Contact Us
News

Chilling Events And Scary Transactions

National
Placeholder

The job of a commercial real estate broker is not all sunshine and good times—it can be taxing juggling client demands, frustrating waiting on a deal to close and sometimes downright scary. Bisnow spoke with a few of the country’s top brokers about their scariest deals and received some chilling accounts. Read on if you dare.

Mortuary Blues And Dead Bodies

Placeholder

Michael Doten, Transwestern Senior Associate

Michael Doten (pictured with Transwestern VP of management services Amanda Monroe) tells Bisnow his scariest deal occurred earlier this year when he sold a mortuary property in the San Francisco Bay Area. He says there was a freezer in the back of the property where dead bodies were stored stacked on top of each other.

The scariest part was there was a two-by-four piece of wood slid behind the freezer door to keep the door closed,” Michael says. “It was braced so it couldn’t be pushed open from the inside.”

He adds there was also a 400 SF apartment above the mortuary and a basement noted on the building plans.

“When walking the building to perform due diligence, no bone in my body wanted to go into the basement,” Michael says. “Fortunately no one could find the door to the entrance.” Michael says not even the seller really knew where the entrance was or even set foot in the basement.

— Julie Littman, S.F. Reporter

Untimely Fire And Anxious Endings

Placeholder

Robert Knakal, Cushman & Wakefield Chairman of NY Investment Sales

Robert says his scariest experience was during his very first transaction back in 1985. The current chairman of New York Investment Sales at Cushman & Wakefield had been working to sell a building at 1421 3rd Ave in New York at the time.

“It was a vacant building, which we were selling to [a client] for the very first MRI center in New York City,” Robert tells us.

On the morning the deal was supposed to close, he says he received a call informing him and the client that there had been a horrible fire the night before causing significant damage to the building. “We were sure the transaction would never close,” Robert says. “However, [the client] was going to do a gut renovation of the property anyway, so they decided to close and did not even ask for a price adjustment. We certainly were very lucky in that situation.”

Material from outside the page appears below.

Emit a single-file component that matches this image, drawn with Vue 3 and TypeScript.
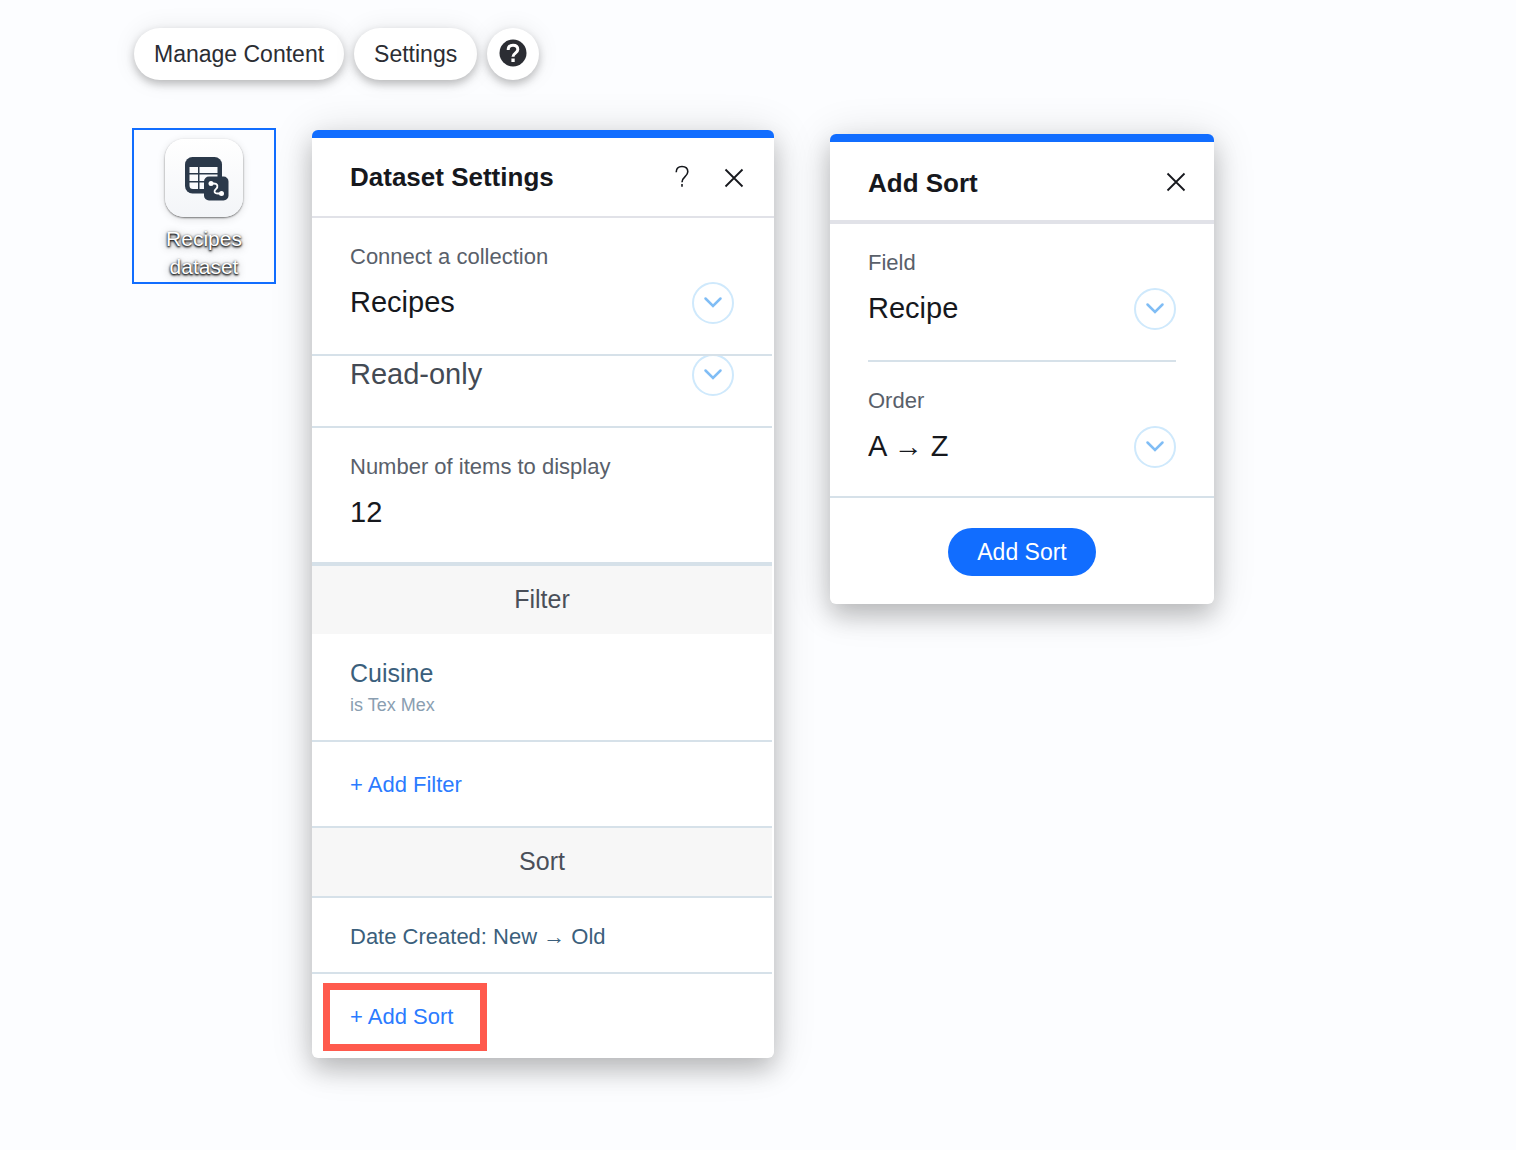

— Ben Mazzara, NY Reporter

Uncovered Dead Body And Remains

Placeholder

Donald Lusty, S.F. Mayor’s Office of Housing and Community Development Senior Project Manager

Donald tells us when he worked as a project manager for BRIDGE S.F., a dead body was uncovered.

The City of San Francisco had previously moved all its cemeteries out of the city and into the town of Colma, but some of the graves were left behind. BRIDGE had been forewarned the site was previously a cemetery, Donald says, so he wasn’t shocked when they discovered the body.

He and his colleagues had also stumbled upon wedding rings and other human remains at the site. They worked alongside the city to remove the remains—which were placed in a banker’s box—and take them to Colma. Donald says a woman who lived close to that site said she used to dig up bones all the time while gardening.

— Julie Littman, S.F. Reporter

Dead Deal Revived 

Placeholder
CBRE Tri-State CEO Mary Ann Tighe

Mary Ann Tighe, CBRE Tri-State CEO

Mary Ann Tighe brokered the move of the New York Times from its old building at 229 West 43rd St. The deal died early on because the Times decided it would renovate the building it was in instead of relocating.

“We all went away for over a year and didn’t expect anything, until they called us [again],” Mary Ann says. The Times had renovated one of the newsroom floors and was not pleased with the results. “Let’s try that other deal,” they’d told Mary Anne, a request that was easier said than done. Mary Ann says they had to use the state’s powers of condemnation to take the site, with the help of Extell Development founder Gary Barnett.

“There were 10 buildings on the site. Gary bought one and organized them and tried to get the Supreme Court to hear a case that rejected the taking and use that was leveraged to come into the deal,” Mary Ann says. Fortunately for them, Justice Ginsberg ruled it was a state issue and gave them the go-ahead. With the state’s approval, it was a question of whether or not they could achieve the rents needed at 41st and 8th Avenue.

“I’m simplifying what took four and a half years,” Mary Ann says. “It was scary until the day we broke ground, and then we knew it was going to happen.”